Hello,

Xdebug wasn't activated on my last bench, i used it before to profile 
<http://www.xdebug.org/docs/profiler>the application with kcachegrind 
<http://kcachegrind.sourceforge.net/html/Home.html>
(win <http://sourceforge.net/projects/precompiledbin/>).

Effectivly this is interessing, you result are 4 time fast than mine. Maybe 
it's depends from the virtualization apply on my server, maybe the cpu is a 
little less agile, or the ecc ram take time to check, but 4/5 times i 
demand me if there is another thing, maybe your http server? What do you 
use? maybe have you another tip don't indicated in the docs?

Anyway your benchs confirm my observations.

As the system is launched on the tests before measurement, the files are in 
the apc cache, the array map for the apc loader is soon hashed and saved, 
while the classmap for composer is reread each launch.

For the apc loader the cost is a hashmap access and a string allocation, a 
boolean test by class
For the composer classmap loader should be a big hashmap allocation and 
2 boolean tests, a possible string change, 2 hashmap access by class.
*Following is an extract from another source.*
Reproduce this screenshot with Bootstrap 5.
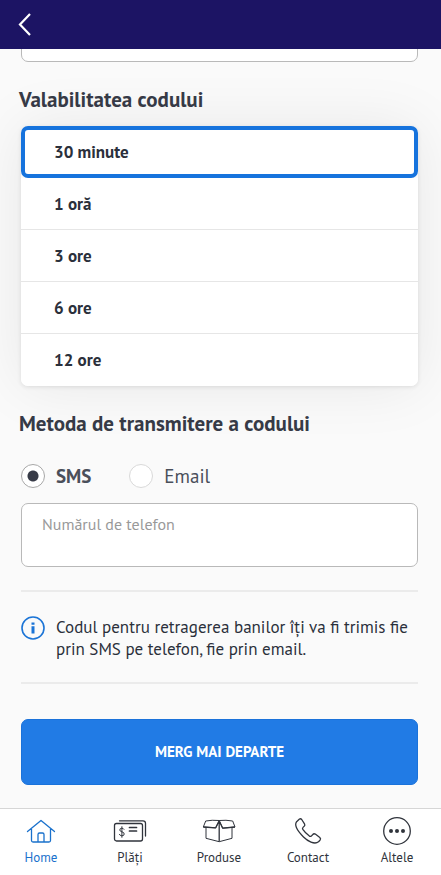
<!DOCTYPE html>
<html lang="ro">
<head>
<meta charset="utf-8">
<meta name="viewport" content="width=device-width, initial-scale=1">
<title>Retragere numerar</title>
<link rel="stylesheet" href="https://cdn.jsdelivr.net/npm/bootstrap@5.3.0/dist/css/bootstrap.min.css">
<style>
body { font-family: "PT Sans", Lato, "Noto Sans", sans-serif; font-size: 17px; line-height: 22px; color: #2b303b; background: #fafafa; }
.topbar { height: 49px; background: #1c1464; z-index: 2; padding: 0 16px; }
.back-btn { line-height: 0; }
.page-body { padding: 0 21px 0 19px; }
.inset-block { margin: 0 2px; }
.section-title { font-size: 21px; line-height: 26px; font-weight: 700; color: #363a46; margin: 25px 0 0; }
.field { height: 64px; border: 1px solid #b9b9b9; border-radius: 7px; background: #fff; font-size: 16px; padding: 0 20px 22px; }
.field::placeholder { color: #999; opacity: 1; }
.field-scrolled { margin-top: -51px; }
.phone-field { margin-top: 15px; }
.duration-list { border-radius: 7px; box-shadow: 0 1px 4px rgba(0,0,0,.1), 0 0 60px rgba(0,0,0,.08); margin-top: 13px; }
.duration-list .list-group-item { height: 52px; padding: 0 33px; border: 0; border-bottom: 1px solid #e6e6e6; font-size: 17px; font-weight: 700; color: #2b303b; }
.duration-list .list-group-item:last-child { border-bottom: 0; }
.duration-list .list-group-item.active { background: #fff; border: 4px solid #1673dd; border-radius: 7px; padding: 0 29px; margin: 0; }
.method { font-size: 19px; gap: 11px; color: #4a4f5a; }
.method .form-check-input { width: 24px; height: 24px; margin: 0; background-color: #fff; border: 1px solid #d9d9d9; }
.method .form-check-input:checked { border-color: #a8a8a8; background-image: radial-gradient(circle, #373b47 5px, transparent 6px); }
.method-row { gap: 38px; margin-top: 27px; }
.note { border-top: 2px solid #ebebeb; border-bottom: 2px solid #ebebeb; padding: 24px 0 22px; gap: 11px; margin-top: 23px; }
.note-text { padding-right: 4px; }
.submit-btn { height: 66px; margin-top: 35px; background: #217be5; border: 1px solid #1a72da; border-radius: 7px; color: #fff; font-size: 15px; font-weight: 700; }
.submit-btn:hover { background: #1a72da; color: #fff; }
.tabs { height: 67px; background: #fff; border-top: 1px solid #d6d6d6; padding: 4px 8px 0 5px; }
.tab-link { width: 72px; font-size: 13px; line-height: 18px; color: #30343c; }
.tab-link.current { color: #1a71cc; }
.tab-link svg { width: 36px; height: 36px; }
</style>
<script src="https://cdn.jsdelivr.net/npm/bootstrap@5.3.0/dist/js/bootstrap.bundle.min.js"></script>
</head>
<body>
<div class="d-flex flex-column min-vh-100">
  <header class="topbar d-flex align-items-center position-relative">
    <button type="button" class="back-btn btn p-0 border-0" aria-label="Înapoi">
      <svg width="18" height="26" viewBox="0 0 18 26" fill="none" stroke="#fff" stroke-width="2.2"><path d="M14 2 4 12.500l10 10.500"/></svg>
    </button>
  </header>
  <main class="page-body flex-grow-1">
    <div class="inset-block">
      <input type="text" class="field field-scrolled form-control" aria-label="Suma">
    </div>
    <h2 class="section-title" id="validity">Valabilitatea codului</h2>
    <div class="duration-list list-group inset-block" role="group" aria-labelledby="validity">
      <button type="button" class="list-group-item list-group-item-action active" aria-pressed="true">30 minute</button>
      <button type="button" class="list-group-item list-group-item-action">1 oră</button>
      <button type="button" class="list-group-item list-group-item-action">3 ore</button>
      <button type="button" class="list-group-item list-group-item-action">6 ore</button>
      <button type="button" class="list-group-item list-group-item-action">12 ore</button>
    </div>
    <h2 class="section-title" id="method">Metoda de transmitere a codului</h2>
    <div class="inset-block">
      <div class="method-row d-flex" role="radiogroup" aria-labelledby="method">
        <div class="method d-flex align-items-center">
          <input class="form-check-input" type="radio" name="via" id="via-sms" checked>
          <label for="via-sms" class="fw-bold">SMS</label>
        </div>
        <div class="method d-flex align-items-center">
          <input class="form-check-input" type="radio" name="via" id="via-email">
          <label for="via-email">Email</label>
        </div>
      </div>
      <input type="tel" class="phone-field field form-control" placeholder="Numărul de telefon" aria-label="Numărul de telefon">
      <div class="note d-flex align-items-start">
        <svg class="flex-shrink-0" width="24" height="24" viewBox="0 0 24 24"><circle cx="12" cy="12" r="11" fill="none" stroke="#1b74d6" stroke-width="1.600"/><path d="M10.500 6.500h3v2.300h-3zM10.500 10.300h3v7.200h-3z" fill="#1b74d6"/></svg>
        <p class="note-text mb-0">Codul pentru retragerea banilor îți va fi trimis fie prin SMS pe telefon, fie prin email.</p>
      </div>
      <button type="button" class="submit-btn btn w-100">MERG MAI DEPARTE</button>
    </div>
  </main>
  <nav class="tabs d-flex justify-content-between">
    <a href="#" class="tab-link current d-flex flex-column align-items-center text-decoration-none" aria-current="page">
      <svg viewBox="0 0 36 36" fill="none" stroke="currentColor" stroke-width="1.300" stroke-linecap="round" stroke-linejoin="round"><path d="M4.500 18.500 18 7.500l13.500 11M8.500 16v11.500q0 1.500 1.500 1.500h16q1.500 0 1.500-1.500V16M15 29v-7.500q0-1.500 1.500-1.500h3q1.500 0 1.500 1.500V29"/></svg>
      Home
    </a>
    <a href="#" class="tab-link d-flex flex-column align-items-center text-decoration-none">
      <svg viewBox="0 0 36 36" fill="none" stroke="currentColor" stroke-width="1.300" stroke-linecap="round"><rect x="2.500" y="10.500" width="28" height="17.500" rx="2"/><path d="M7.500 7.800H31q2.500 0 2.500 2.500V23"/><path d="M12 16.300q-.6-1.100-2.200-1.100-2 0-2 1.800 0 1.300 2.100 1.800 2.300.5 2.300 2.200 0 1.800-2.300 1.800-2 0-2.500-1.400M9.900 13.700v10.600" stroke-width="1"/><path d="M17.500 14.500h7M17.500 18h7" stroke-width="1.700"/></svg>
      Plăți
    </a>
    <a href="#" class="tab-link d-flex flex-column align-items-center text-decoration-none">
      <svg viewBox="0 0 36 36" fill="none" stroke="currentColor" stroke-width="1" stroke-linejoin="round"><path d="M5 14v11.300l13.200 3.400L31 25.300V14M4.700 8Q11 6.800 18.200 7.500 25 6.800 31.700 8L34 14l-12.300 1.200-3.500-7.400-3.500 7L2.300 14z"/><path d="M2.300 14l12.400.8 3.500-7 3.500 7.400L34 14M18.200 8v20.500" stroke-width="1.300"/></svg>
      Produse
    </a>
    <a href="#" class="tab-link d-flex flex-column align-items-center text-decoration-none">
      <svg viewBox="0 0 36 36" fill="none" stroke="currentColor" stroke-width="1.300" stroke-linejoin="round"><path d="M9.500 6 6.600 8.700C3.500 13 9.500 20 13.500 24s11 8 15 4.800l1.500-1.600q1.200-1.400-.2-2.700l-4.500-3.400q-1.400-.9-2.500.4l-1.500 1.600q-.8.700-1.900 0Q15 19.700 12.800 16.400q-.7-1.200.2-2l1.300-1.300q1-1 .2-2.300L11.700 6.500q-1-1.200-2.200-.5z"/></svg>
      Contact
    </a>
    <a href="#" class="tab-link d-flex flex-column align-items-center text-decoration-none">
      <svg viewBox="0 0 36 36" fill="none" stroke="currentColor" stroke-width="1.300"><circle cx="18" cy="18" r="13.300"/><g fill="currentColor" stroke="none"><circle cx="12" cy="18" r="2"/><circle cx="18" cy="18" r="2"/><circle cx="24" cy="18" r="2"/></g></svg>
      Altele
    </a>
  </nav>
</div>
</body>
</html>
As the composer will not be called after initialization of the bootstrap 
(the autoload being took in charge by the ApcClassLoader), the differences 
comes from the hash creation.

To complete I made another benchmark with three classmap files which 
simulates just 2 actions:

   - load the class file 
   - access a key 1000 times

This test is repeated 200 times on the three differents files with 
differents classmaps.

The average result shows sensibles differences coming from array/file size 
(time x 10, with a max: 20ms by request without apc). Without apc it's more 
or less proportionnal, with apc differences are less presents but always 
relevants(x3.5).

The benchmark and the results are here <https://gist.github.com/4198140>.

Best regards,

Nicolas

PS: xdebug was activated.

Le samedi 1 décembre 2012 23:27:27 UTC+1, Florin Patan a écrit :
>
> Hey there, I've yet to read the whole thread but, from my experience, 
> XDebug isn't that great for measuring the performance.
> I've did the following tests under a ticket for Symfony 
> https://github.com/symfony/symfony-standard/pull/437#issuecomment-10735469
> and it proves that Symfony2 is actually quite fast if properly used.
> I'll read this and give a more proper feedback if needed, but try and see 
> if the tests I've did also apply to your case ;)
>
>
> Best regards,
> Florin
>
> On Saturday, November 24, 2012 6:15:44 AM UTC+2, Nicolas wrote:
>>
>> Hello,
>>
>> As i play all this afternoon with xdebug, i could see that* the class 
>> loader* take time and mainly *is called many times (~900 by request)*.
>>
>> As i wanted* to improve the speed of a production environnement,* i made 
>> tests and watch in details as the code is called.
>>
>> After take improvement give by the docs and finally by the command 
>>
>>> php composer.phar dump-autoload --optimize
>>
>>
>> I* remove *from the file *vendor/composer/autoload_classmap.php* 
>> produced *the tests classes* (252 on 2890, less than 1%) and run tests 
>> with and without there changes. The result of the tests are in a 
>> gist<https://gist.github.com/4137837>. 
>> The gain is a little more than one percent on a complex page and less 
>> significant on a hello world page.
>>
>> My personnals conclusions are the array class's map should be optimised. 
>> Solutions could be than :
>>
>>    - A *arbitrary* *environnements *should be defined* in composer* to 
>>    correspond to applications and produce specific class_loader files 
>>    purposing *to reduce the array size*
>>
>>
>>    - The* order of calling frequencies* should impose* t*he *order in 
>>    composer requirements* which should save it in *the order of the 
>>    classes's map *file (vendor/composer/autoload_[env]_classmap.php)*, 
>>    to reduce the search time*
>>
>> I have begin to post there solutions in a composer issue created by 
>> Seldaek few month ago. But as i maded tests on symfony, as i have a 
>> little voice in the symfony community, and i think you could think better, 
>> and certainly produce smarter code than me about there behaviors with 
>> better acuity (mostly as i see the time i spend to make this mail and 
>> so... and the hour it is).
>>
>> So good night, or have nice day,
>>
>> Best Regards,
>>
>> Nicola
>>
>> PS: Very thanks for all you works, symfony and composer and all the 
>> library become more and more nice to use.